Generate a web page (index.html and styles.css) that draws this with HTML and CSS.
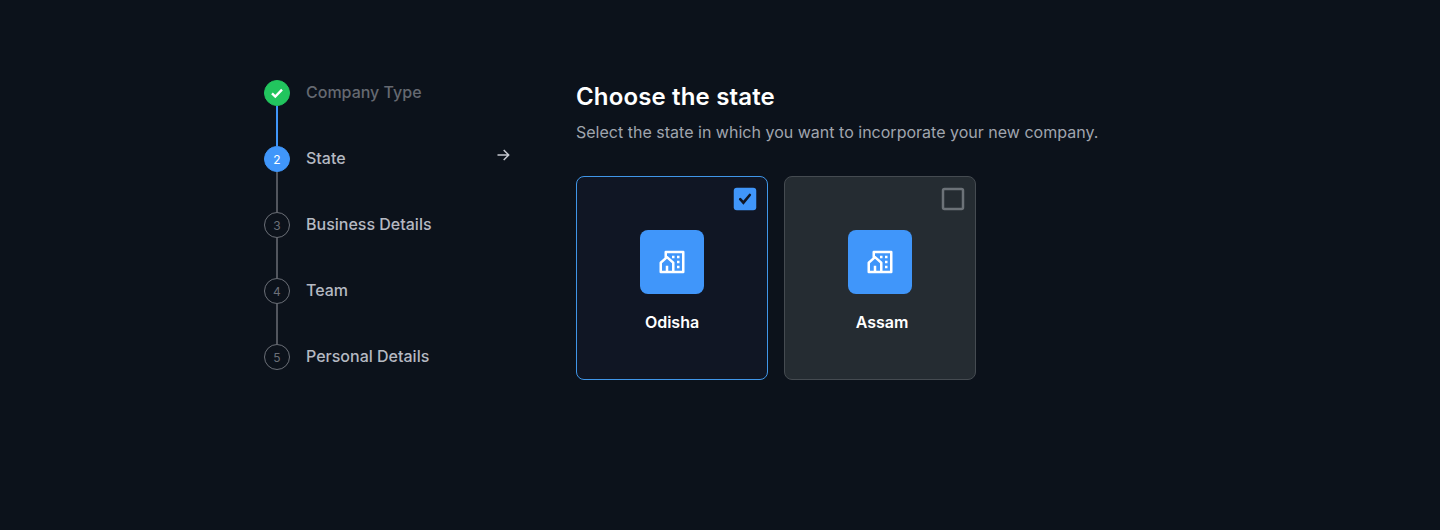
FILE: index.html
```html
<!DOCTYPE html>
<html lang="en">
<head>
<meta charset="utf-8">
<title>Choose the state</title>
<link rel="stylesheet" href="styles.css">
</head>
<body>
<svg class="defs" aria-hidden="true">
  <symbol id="community" viewBox="0 0 24 24">
    <path fill="currentColor" d="M21 21H3a1 1 0 0 1-1-1v-7.513a1 1 0 0 1 .343-.754L6 8.544V4a1 1 0 0 1 1-1h14a1 1 0 0 1 1 1v16a1 1 0 0 1-1 1zM9 19h3v-6.058L8 9.454l-4 3.488V19h3v-4h2v4zm5 0h6V5H8v2.127c.234 0 .469.082.657.247l5 4.359a1 1 0 0 1 .343.754V19zm2-8h2v2h-2v-2zm0 4h2v2h-2v-2zm0-8h2v2h-2V7zm-4 0h2v2h-2V7z"/>
  </symbol>
</svg>
<main class="wizard">
  <ol class="steps">
    <li class="step step--done">
      <span class="step-marker"><svg class="step-check" viewBox="0 0 14 14"><path d="M2 7.300l3.300 3.200L12 3.700"/></svg></span>
      <span class="step-label">Company Type</span>
    </li>
    <li class="step step--active">
      <span class="step-marker">2</span>
      <span class="step-label">State</span>
      <svg class="step-arrow" viewBox="0 0 14 14"><path d="M1.500 7h11M7.700 2l5 5-5 5"/></svg>
    </li>
    <li class="step"><span class="step-marker">3</span><span class="step-label">Business Details</span></li>
    <li class="step"><span class="step-marker">4</span><span class="step-label">Team</span></li>
    <li class="step"><span class="step-marker">5</span><span class="step-label">Personal Details</span></li>
  </ol>
  <section class="panel">
    <h1 class="title">Choose the state</h1>
    <p class="subtitle">Select the state in which you want to incorporate your new company.</p>
    <div class="cards">
      <div class="card card--selected">
        <svg class="checkbox" viewBox="0 0 30 30">
          <rect class="checkbox-fill" x="3.750" y="3.750" width="22.500" height="22.500" rx="3"/>
          <path class="checkbox-tick" d="M10.200 15.200l3.200 3.500L19.800 11"/>
        </svg>
        <span class="tile"><svg><use href="#community"/></svg></span>
        <span class="card-name">Odisha</span>
      </div>
      <div class="card">
        <svg class="checkbox" viewBox="0 0 30 30">
          <rect class="checkbox-frame" x="5" y="5" width="20" height="20" rx="1.500"/>
        </svg>
        <span class="tile"><svg><use href="#community"/></svg></span>
        <span class="card-name card-name--indented">Assam</span>
      </div>
    </div>
  </section>
</main>
</body>
</html>
```
FILE: styles.css
```css
* { box-sizing: border-box; }
body {
  margin: 0;
  min-height: 530px;
  background: #0c121b;
  color: #fff;
  font-family: Inter, "Liberation Sans", sans-serif;
}
.defs { display: none; }
.wizard {
  display: grid;
  grid-template-columns: 248px 1fr;
  column-gap: 64px;
  padding: 80px 264px 0;
}
.steps {
  list-style: none;
  margin: 0;
  padding: 0;
}
.step {
  position: relative;
  display: flex;
  gap: 16px;
  height: 66px;
}
.step:not(:last-child)::after {
  content: "";
  position: absolute;
  left: 12px;
  top: 26px;
  width: 2px;
  height: 40px;
  background: #52565e;
}
.step.step--done::after { background: #4096fa; }
.step-marker {
  display: flex;
  flex: none;
  align-items: center;
  justify-content: center;
  width: 26px;
  height: 26px;
  border: 1px solid #6b6f77;
  border-radius: 50%;
  color: #6b6f77;
  font-size: 12px;
}
.step--done .step-marker { background: #22c55e; border-color: #22c55e; }
.step--active .step-marker { background: #4096fa; border-color: #4096fa; color: #fff; }
.step-check { width: 14px; height: 14px; }
.step-check path { fill: none; stroke: #fff; stroke-width: 2.4; }
.step-label {
  flex: 1;
  color: #b5b9c2;
  font-size: 16px;
  font-weight: 500;
  line-height: 24px;
}
.step--done .step-label { color: #656971; }
.step-arrow { width: 14px; height: 14px; margin-top: 1.5px; margin-right: 2px; }
.step-arrow path { fill: none; stroke: #c5c8cf; stroke-width: 1.5; }
.title {
  margin: 0;
  padding-top: 1px;
  font-size: 24px;
  font-weight: 600;
  line-height: 32px;
  letter-spacing: 0.15px;
}
.subtitle {
  margin: 7px 0 32px;
  color: #a0a5ae;
  font-size: 16px;
  line-height: 24px;
  letter-spacing: 0.01px;
}
.cards { display: flex; gap: 16px; }
.card {
  position: relative;
  display: flex;
  flex-direction: column;
  align-items: center;
  gap: 16px;
  width: 192px;
  height: 204px;
  padding-top: 53px;
  background: #252c32;
  border: 1px solid #454b51;
  border-radius: 8px;
}
.card--selected { background: #101624; border-color: #4096e8; }
.checkbox {
  position: absolute;
  top: 7px;
  right: 7px;
  width: 30px;
  height: 30px;
}
.checkbox-fill { fill: #4096fa; }
.checkbox-tick { fill: none; stroke: #101624; stroke-width: 2.6; stroke-linecap: round; }
.checkbox-frame { fill: none; stroke: #6c7278; stroke-width: 2.5; }
.tile {
  display: flex;
  align-items: center;
  justify-content: center;
  width: 64px;
  height: 64px;
  background: #4096fa;
  border-radius: 8px;
}
.tile svg { width: 30px; height: 30px; }
.card-name {
  font-size: 16px;
  font-weight: 600;
  line-height: 24px;
}
.card-name--indented { padding-left: 4px; }
```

◆ WHAT THE TASK REQUIRES: Copy every line of the data word for word, omitting the images.

◆ RESULT OF THE EXERCISE:
Generate a web page (index.html and styles.css) that draws this with HTML and CSS.
FILE: index.html
```html
<!DOCTYPE html>
<html lang="en">
<head>
<meta charset="utf-8">
<title>Choose the state</title>
<link rel="stylesheet" href="styles.css">
</head>
<body>
<svg class="defs" aria-hidden="true">
  <symbol id="community" viewBox="0 0 24 24">
    <path fill="currentColor" d="M21 21H3a1 1 0 0 1-1-1v-7.513a1 1 0 0 1 .343-.754L6 8.544V4a1 1 0 0 1 1-1h14a1 1 0 0 1 1 1v16a1 1 0 0 1-1 1zM9 19h3v-6.058L8 9.454l-4 3.488V19h3v-4h2v4zm5 0h6V5H8v2.127c.234 0 .469.082.657.247l5 4.359a1 1 0 0 1 .343.754V19zm2-8h2v2h-2v-2zm0 4h2v2h-2v-2zm0-8h2v2h-2V7zm-4 0h2v2h-2V7z"/>
  </symbol>
</svg>
<main class="wizard">
  <ol class="steps">
    <li class="step step--done">
      <span class="step-marker"><svg class="step-check" viewBox="0 0 14 14"><path d="M2 7.300l3.300 3.200L12 3.700"/></svg></span>
      <span class="step-label">Company Type</span>
    </li>
    <li class="step step--active">
      <span class="step-marker">2</span>
      <span class="step-label">State</span>
      <svg class="step-arrow" viewBox="0 0 14 14"><path d="M1.500 7h11M7.700 2l5 5-5 5"/></svg>
    </li>
    <li class="step"><span class="step-marker">3</span><span class="step-label">Business Details</span></li>
    <li class="step"><span class="step-marker">4</span><span class="step-label">Team</span></li>
    <li class="step"><span class="step-marker">5</span><span class="step-label">Personal Details</span></li>
  </ol>
  <section class="panel">
    <h1 class="title">Choose the state</h1>
    <p class="subtitle">Select the state in which you want to incorporate your new company.</p>
    <div class="cards">
      <div class="card card--selected">
        <svg class="checkbox" viewBox="0 0 30 30">
          <rect class="checkbox-fill" x="3.750" y="3.750" width="22.500" height="22.500" rx="3"/>
          <path class="checkbox-tick" d="M10.200 15.200l3.200 3.500L19.800 11"/>
        </svg>
        <span class="tile"><svg><use href="#community"/></svg></span>
        <span class="card-name">Odisha</span>
      </div>
      <div class="card">
        <svg class="checkbox" viewBox="0 0 30 30">
          <rect class="checkbox-frame" x="5" y="5" width="20" height="20" rx="1.500"/>
        </svg>
        <span class="tile"><svg><use href="#community"/></svg></span>
        <span class="card-name card-name--indented">Assam</span>
      </div>
    </div>
  </section>
</main>
</body>
</html>
```
FILE: styles.css
```css
* { box-sizing: border-box; }
body {
  margin: 0;
  min-height: 530px;
  background: #0c121b;
  color: #fff;
  font-family: Inter, "Liberation Sans", sans-serif;
}
.defs { display: none; }
.wizard {
  display: grid;
  grid-template-columns: 248px 1fr;
  column-gap: 64px;
  padding: 80px 264px 0;
}
.steps {
  list-style: none;
  margin: 0;
  padding: 0;
}
.step {
  position: relative;
  display: flex;
  gap: 16px;
  height: 66px;
}
.step:not(:last-child)::after {
  content: "";
  position: absolute;
  left: 12px;
  top: 26px;
  width: 2px;
  height: 40px;
  background: #52565e;
}
.step.step--done::after { background: #4096fa; }
.step-marker {
  display: flex;
  flex: none;
  align-items: center;
  justify-content: center;
  width: 26px;
  height: 26px;
  border: 1px solid #6b6f77;
  border-radius: 50%;
  color: #6b6f77;
  font-size: 12px;
}
.step--done .step-marker { background: #22c55e; border-color: #22c55e; }
.step--active .step-marker { background: #4096fa; border-color: #4096fa; color: #fff; }
.step-check { width: 14px; height: 14px; }
.step-check path { fill: none; stroke: #fff; stroke-width: 2.4; }
.step-label {
  flex: 1;
  color: #b5b9c2;
  font-size: 16px;
  font-weight: 500;
  line-height: 24px;
}
.step--done .step-label { color: #656971; }
.step-arrow { width: 14px; height: 14px; margin-top: 1.5px; margin-right: 2px; }
.step-arrow path { fill: none; stroke: #c5c8cf; stroke-width: 1.5; }
.title {
  margin: 0;
  padding-top: 1px;
  font-size: 24px;
  font-weight: 600;
  line-height: 32px;
  letter-spacing: 0.15px;
}
.subtitle {
  margin: 7px 0 32px;
  color: #a0a5ae;
  font-size: 16px;
  line-height: 24px;
  letter-spacing: 0.01px;
}
.cards { display: flex; gap: 16px; }
.card {
  position: relative;
  display: flex;
  flex-direction: column;
  align-items: center;
  gap: 16px;
  width: 192px;
  height: 204px;
  padding-top: 53px;
  background: #252c32;
  border: 1px solid #454b51;
  border-radius: 8px;
}
.card--selected { background: #101624; border-color: #4096e8; }
.checkbox {
  position: absolute;
  top: 7px;
  right: 7px;
  width: 30px;
  height: 30px;
}
.checkbox-fill { fill: #4096fa; }
.checkbox-tick { fill: none; stroke: #101624; stroke-width: 2.6; stroke-linecap: round; }
.checkbox-frame { fill: none; stroke: #6c7278; stroke-width: 2.5; }
.tile {
  display: flex;
  align-items: center;
  justify-content: center;
  width: 64px;
  height: 64px;
  background: #4096fa;
  border-radius: 8px;
}
.tile svg { width: 30px; height: 30px; }
.card-name {
  font-size: 16px;
  font-weight: 600;
  line-height: 24px;
}
.card-name--indented { padding-left: 4px; }
```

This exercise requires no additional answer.